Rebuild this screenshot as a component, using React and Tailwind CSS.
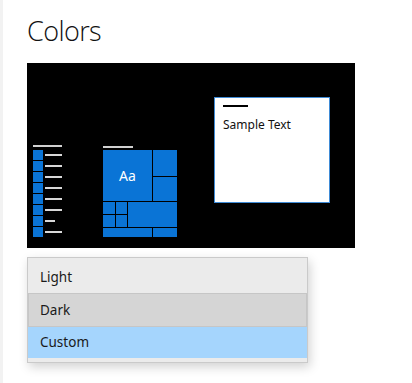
export default function App() {
  const font = { fontFamily: '"Open Sans", "Noto Sans", sans-serif' };
  const lines = [17, 17, 17, 17, 17, 17, 10, 17];
  return (
    <div className="w-[412px] h-[383px] bg-white flex overflow-hidden" style={font}>
      <div className="w-[3px] h-full bg-[#f2f2f2]" />
      <div className="flex flex-col pl-[24px]">
        <div className="h-[63px] pt-[13px] text-[27px] leading-[36px] font-light text-[#111] tracking-[-0.6px]">Colors</div>
        <div className="w-[328px] h-[185px] bg-black flex items-end px-[6px] pb-[11px]">
          <div className="w-[29px] flex flex-col">
            <div className="h-[2px] w-[29px] bg-[#d0d0d0] mb-[3px]" />
            <div className="flex flex-col gap-px">
              {lines.map((w, i) => (
                <div key={i} className="flex items-center h-[10px] gap-[2px]">
                  <div className="w-[10px] h-[10px] bg-[#0a74d6]" />
                  <div className="h-[2px] bg-[#d8d8d8]" style={{ width: w }} />
                </div>
              ))}
            </div>
          </div>
          <div className="ml-[41px] w-[74px] flex flex-col">
            <div className="h-[2px] w-[30px] bg-[#d0d0d0] mb-[2px]" />
            <div className="w-[74px] h-[87px] flex flex-col gap-px">
              <div className="flex gap-px h-[51px]">
                <div className="w-[49px] bg-[#0a74d6] flex items-center justify-center text-white text-[14px]" style={{ fontFamily: '"Noto Sans", sans-serif' }}>Aa</div>
                <div className="w-[24px] flex flex-col gap-px">
                  <div className="h-[26px] bg-[#0a74d6]" />
                  <div className="h-[24px] bg-[#0a74d6]" />
                </div>
              </div>
              <div className="flex gap-px h-[25px]">
                <div className="grid grid-cols-[12px_11px] grid-rows-[12px_12px] gap-px">
                  <div className="bg-[#0a74d6]" />
                  <div className="bg-[#0a74d6]" />
                  <div className="bg-[#0a74d6]" />
                  <div className="bg-[#0a74d6]" />
                </div>
                <div className="w-[49px] bg-[#0a74d6]" />
              </div>
              <div className="flex gap-px h-[9px]">
                <div className="w-[49px] bg-[#0a74d6]" />
                <div className="w-[24px] bg-[#0a74d6]" />
              </div>
            </div>
          </div>
          <div className="ml-[37px] mb-[34px] w-[116px] h-[106px] bg-white border border-[#3f8bd6] flex flex-col pl-[8px] pt-[7px]">
            <div className="w-[25px] h-[2px] bg-black" />
            <div className="mt-[10px] text-[12px] leading-[16px] text-[#111]" style={{ fontFamily: '"Noto Sans", sans-serif' }}>Sample Text</div>
          </div>
        </div>
        <div className="mt-[9px] w-[281px] border border-[#cacaca] bg-[#ebebeb] shadow-[2px_4px_10px_rgba(0,0,0,0.18)] flex flex-col pt-[3px] pb-[4px] text-[13.5px] text-[#1a1a1a]" style={{ fontFamily: '"Noto Sans", sans-serif' }}>
          <div className="h-[32px] flex items-center pl-[12px]">Light</div>
          <div className="h-[34px] flex items-center pl-[11px] bg-[#d5d5d5] border border-[#c6c6c6]">Dark</div>
          <div className="h-[31px] flex items-center pl-[12px] bg-[#a5d5fd]">Custom</div>
        </div>
      </div>
    </div>
  );
}
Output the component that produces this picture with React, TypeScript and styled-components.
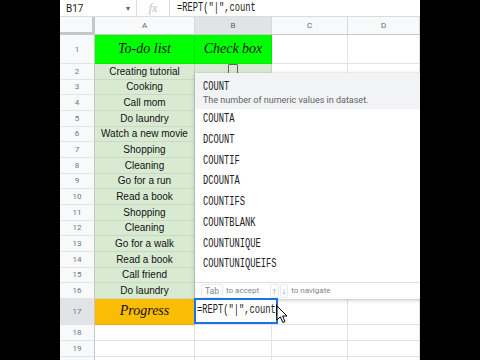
import React from "react"
import styled, { createGlobalStyle } from "styled-components"

const GlobalStyle = createGlobalStyle`
  html, body {
    margin: 0;
    padding: 0;
    background: #000;
  }
  body {
    font-family: Roboto, "Liberation Sans", Arial, sans-serif;
  }
`

const ROW_H = 235 / 15

const tasks = [
  "Creating tutorial",
  "Cooking",
  "Call mom",
  "Do laundry",
  "Watch a new movie",
  "Shopping",
  "Cleaning",
  "Go for a run",
  "Read a book",
  "Shopping",
  "Cleaning",
  "Go for a walk",
  "Read a book",
  "Call friend",
  "Do laundry",
]

const suggestions = [
  "COUNTA",
  "DCOUNT",
  "COUNTIF",
  "DCOUNTA",
  "COUNTIFS",
  "COUNTBLANK",
  "COUNTUNIQUE",
  "COUNTUNIQUEIFS",
]

const FORMULA = '=REPT("|",count'

type Fill = "none" | "green" | "light" | "orange"

const fills: Record<Fill, string> = {
  none: "#fff",
  green: "#00ff00",
  light: "#d9ead3",
  orange: "#fbbc04",
}

export default function App() {
  return (
    <>
      <GlobalStyle />
      <S.Page>
        <S.Sheet>
          <S.FormulaBar>
            <S.NameBox>
              B17
              <S.Caret>▾</S.Caret>
            </S.NameBox>
            <S.FxBox>fx</S.FxBox>
            <S.FormulaText>
              <S.Mono>{FORMULA}</S.Mono>
            </S.FormulaText>
          </S.FormulaBar>

          <S.Grid>
            <S.Corner />
            <S.ColHead>A</S.ColHead>
            <S.ColHead active>B</S.ColHead>
            <S.ColHead>C</S.ColHead>
            <S.ColHead>D</S.ColHead>

            <S.RowHead>1</S.RowHead>
            <S.Cell fill="green"><S.Script>To-do list</S.Script></S.Cell>
            <S.Cell fill="green"><S.Script>Check box</S.Script></S.Cell>
            <S.Cell fill="none" />
            <S.Cell fill="none" />

            {tasks.map((t, i) => (
              <React.Fragment key={i}>
                <S.RowHead>{i + 2}</S.RowHead>
                <S.Cell fill="light">{t}</S.Cell>
                <S.Cell fill="light">{i === 0 && <S.CheckBox />}</S.Cell>
                <S.Cell fill="none" />
                <S.Cell fill="none" />
              </React.Fragment>
            ))}

            <S.RowHead active>17</S.RowHead>
            <S.Cell fill="orange"><S.Script>Progress</S.Script></S.Cell>
            <S.Cell fill="none">
              <S.Editor>
                <S.Mono>{FORMULA}</S.Mono>
                <S.TextCursor />
                <S.Pointer width="12" height="19" viewBox="0 0 12 19">
                  <path
                    d="M1 1 L1 15 L4.3 11.8 L6.8 17.5 L9 16.5 L6.6 11 L11 11 Z"
                    fill="#fff"
                    stroke="#000"
                    strokeWidth="1"
                    strokeLinejoin="round"
                  />
                </S.Pointer>
              </S.Editor>
            </S.Cell>
            <S.Cell fill="none" />
            <S.Cell fill="none" />

            {["18", "19", ""].map((n, i) => (
              <React.Fragment key={i}>
                <S.RowHead>{n}</S.RowHead>
                <S.Cell fill="none" />
                <S.Cell fill="none" />
                <S.Cell fill="none" />
                <S.Cell fill="none" />
              </React.Fragment>
            ))}
          </S.Grid>

          <S.Popup>
            <S.PopupHead>
              <S.Mono>COUNT</S.Mono>
              <S.Desc>The number of numeric values in dataset.</S.Desc>
            </S.PopupHead>
            <S.List>
              {suggestions.map((s) => (
                <S.Item key={s}>
                  <S.Mono>{s}</S.Mono>
                </S.Item>
              ))}
            </S.List>
            <S.Footer>
              <S.Key>Tab</S.Key>
              <span>to accept</span>
              <S.Arrows>
                <S.Key small>↑</S.Key>
                <S.Key small>↓</S.Key>
              </S.Arrows>
              <span>to navigate</span>
            </S.Footer>
          </S.Popup>
        </S.Sheet>
      </S.Page>
    </>
  )
}

const S = {
  Page: styled.div`
    width: 480px;
    height: 360px;
    background: #000;
    display: flex;
    justify-content: center;
    overflow: hidden;
  `,
  Sheet: styled.div`
    position: relative;
    width: 360px;
    height: 360px;
    background: #fff;
    overflow: hidden;
    display: flex;
    flex-direction: column;
  `,
  FormulaBar: styled.div`
    display: flex;
    align-items: center;
    height: 17px;
    flex-shrink: 0;
    border-bottom: 1px solid #dadce0;
    box-sizing: border-box;
    color: #202124;
  `,
  NameBox: styled.div`
    width: 77px;
    height: 100%;
    display: flex;
    align-items: center;
    justify-content: space-between;
    padding: 0 6px;
    box-sizing: border-box;
    border-right: 1px solid #dadce0;
    font-size: 10px;
  `,
  Caret: styled.span`
    font-size: 8px;
    color: #5f6368;
  `,
  FxBox: styled.div`
    width: 33px;
    height: 100%;
    display: flex;
    align-items: center;
    justify-content: center;
    border-right: 1px solid #dadce0;
    box-sizing: border-box;
    font-family: "Liberation Serif", serif;
    font-style: italic;
    font-size: 12px;
    color: #bdc1c6;
  `,
  FormulaText: styled.div`
    padding-left: 7px;
    font-size: 11px;
  `,
  Mono: styled.span`
    display: inline-block;
    font-family: "Liberation Mono", "DejaVu Sans Mono", monospace;
    font-size: 12.5px;
    color: #202124;
    transform: scaleX(0.7);
    transform-origin: left center;
    white-space: pre;
  `,
  Grid: styled.div`
    display: grid;
    grid-template-columns: 35px 100px 77px 76px 72px;
    grid-template-rows: 18px 29px repeat(15, ${ROW_H}px) 26px 16px 16px 16px;
  `,
  Corner: styled.div`
    background: #f8f9fa;
    border-right: 3px solid #c4c7c5;
    border-bottom: 3px solid #c4c7c5;
  `,
  ColHead: styled.div<{ active?: boolean }>`
    display: flex;
    align-items: center;
    justify-content: center;
    background: ${(p) => (p.active ? "#e1e3e6" : "#f8f9fa")};
    border-right: 1px solid #d7d9dc;
    border-bottom: 1px solid #c4c7c5;
    font-size: 8px;
    color: #5f6368;
  `,
  RowHead: styled.div<{ active?: boolean }>`
    display: flex;
    align-items: center;
    justify-content: center;
    background: ${(p) => (p.active ? "#e1e3e6" : "#f8f9fa")};
    border-right: 1px solid #c4c7c5;
    border-bottom: 1px solid #e2e3e3;
    font-size: 8px;
    color: #70757a;
  `,
  Cell: styled.div<{ fill: Fill }>`
    position: relative;
    display: flex;
    align-items: center;
    justify-content: center;
    overflow: visible;
    background: ${(p) => fills[p.fill]};
    border-right: 1px solid ${(p) => (p.fill === "none" ? "#e2e3e3" : "rgba(0,0,0,0.09)")};
    border-bottom: 1px solid ${(p) => (p.fill === "none" ? "#e2e3e3" : "rgba(0,0,0,0.07)")};
    font-family: "Liberation Sans", Arial, sans-serif;
    font-size: 10px;
    color: #111;
    white-space: nowrap;
  `,
  Script: styled.span`
    font-family: "Liberation Serif", "DejaVu Serif", serif;
    font-style: italic;
    font-size: 14px;
    color: #111;
  `,
  CheckBox: styled.div`
    width: 8px;
    height: 8px;
    border: 1px solid #5f6368;
    border-radius: 1px;
    margin-top: -4px;
  `,
  Editor: styled.div`
    position: absolute;
    left: -1px;
    top: -1px;
    width: 84px;
    height: 26px;
    box-sizing: border-box;
    border: 2px solid #1a73e8;
    background: #fff;
    z-index: 3;
    display: flex;
    align-items: center;
    padding-left: 1px;
    padding-bottom: 1px;
  `,
  TextCursor: styled.div`
    position: absolute;
    left: 80px;
    top: 4px;
    width: 1px;
    height: 12px;
    background: #202124;
  `,
  Pointer: styled.svg`
    position: absolute;
    left: 80px;
    top: 5px;
  `,
  Popup: styled.div`
    position: absolute;
    left: 135px;
    top: 73px;
    width: 240px;
    height: 226px;
    background: #fff;
    box-shadow: 0 1px 4px rgba(60, 64, 67, 0.3), 0 0 1px rgba(60, 64, 67, 0.2);
    display: flex;
    flex-direction: column;
    z-index: 2;
  `,
  PopupHead: styled.div`
    background: #f1f3f4;
    height: 37px;
    padding: 7px 8px 0;
    box-sizing: border-box;
    display: flex;
    flex-direction: column;
    gap: 1px;
  `,
  Desc: styled.div`
    font-size: 9px;
    color: #5f6368;
    white-space: nowrap;
  `,
  List: styled.div`
    display: flex;
    flex-direction: column;
    padding-bottom: 7px;
  `,
  Item: styled.div`
    height: 20.7px;
    display: flex;
    align-items: center;
    padding-left: 8px;
  `,
  Footer: styled.div`
    height: 17px;
    border-top: 1px solid #e0e0e0;
    display: flex;
    align-items: center;
    gap: 3px;
    padding-left: 6px;
    font-size: 8px;
    color: #80868b;
    white-space: nowrap;
  `,
  Key: styled.span<{ small?: boolean }>`
    display: inline-flex;
    align-items: center;
    justify-content: center;
    height: 12px;
    padding: 0 ${(p) => (p.small ? "1px" : "3px")};
    border: 1px solid #e8eaed;
    border-radius: 2px;
    font-size: ${(p) => (p.small ? "9px" : "8.5px")};
    color: #80868b;
  `,
  Arrows: styled.span`
    display: inline-flex;
    gap: 1px;
    margin-left: 8px;
  `,
}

• _Directions_
In the listing above, find the line containing "Output the component" and the line containing "const ROW_H = 235 / 15", then output those two lines and everything between them exactly as written, without the images.

• _Response for this exercise_
Output the component that produces this picture with React, TypeScript and styled-components.
import React from "react"
import styled, { createGlobalStyle } from "styled-components"

const GlobalStyle = createGlobalStyle`
  html, body {
    margin: 0;
    padding: 0;
    background: #000;
  }
  body {
    font-family: Roboto, "Liberation Sans", Arial, sans-serif;
  }
`

const ROW_H = 235 / 15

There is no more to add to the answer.